Un breve rumor acompañó este último argumento del magnate. Ya nadie reía. No era hora de reír. No había nada que festejar.

—¿Y si lo matan por traidor?

—Siempre habrá otro mexicano dispuesto a sustituirlo, y es más, mucho más, a cambio de dinero. Debe usted saber —concluyó ufano el petrolero— que contamos con un eterno vivero, un invernadero de mexicanos corruptos, invariablemente listos para trasplantarlos de la maceta al campo de acción —remató Lord Cowdray, esta vez con una larga carcajada en la que se fue quedando solo. Ni sus ejecutivos mudos participaron de su hilaridad.

—¿Cómo se llama el hombre?

—Manuel Peláez —agregó el petrolero—, porque se puede llamar Pedro Pérez, es lo mismo. Todos son iguales: prietos, chaparros, tramposos y pendejos.

—¿Qué significa “pendejus”?

—Inútiles, Excelencia, inútiles.

De acuerdo con la acuciosa investigación histórica de Manola Álvarez Sepúlveda (mi esposa), Manuel Peláez —jefe de las “Guardias Blancas” al servicio de las compañías petroleras inglesas— fue quien, por órdenes de sus dueños, se encargó de organizar el asesinato de Venustiano Carranza: primero le ofreció protección, y después, poco antes de llegar a Tlaxcalantongo, estado de Puebla, lo abandonó para poder dirigir a los asesinos del presidente; es decir, ordenar a sus subordinados cometer el magnicidio. Un doble traidor que curiosamente vivió hasta que su salud se lo permitió, suerte que, por ejemplo, no tuvo el general Jesús Guajardo (murió fusilado por levantarse en armas contra el presidente Adolfo de la Huerta), el hombre que hoy 21 de marzo hace 82 años traicionó a Emiliano Zapata.

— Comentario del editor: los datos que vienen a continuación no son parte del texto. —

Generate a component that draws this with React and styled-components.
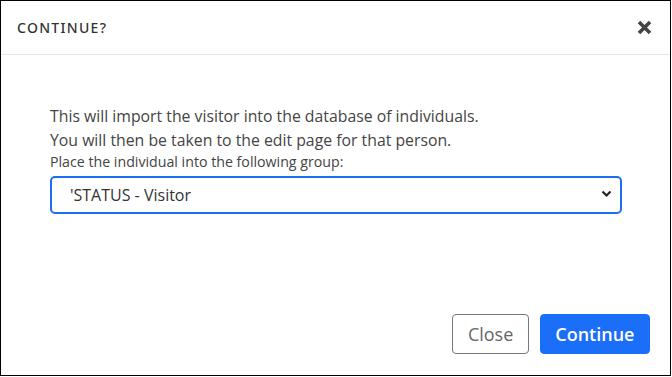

Perdone usted estos malos recuerdos que vienen a cuento con motivo del crimen que cambió el rumbo de la humanidad. Mientras pasan estos días y el columnista se toma un descanso para seguir haciendo adobes, aquí le dejo un versículo para meditar:

“Velad y orad, para que no entréis en tentación…”

(Mt. 26:41)

Dicho en términos mundanos: no reventéis.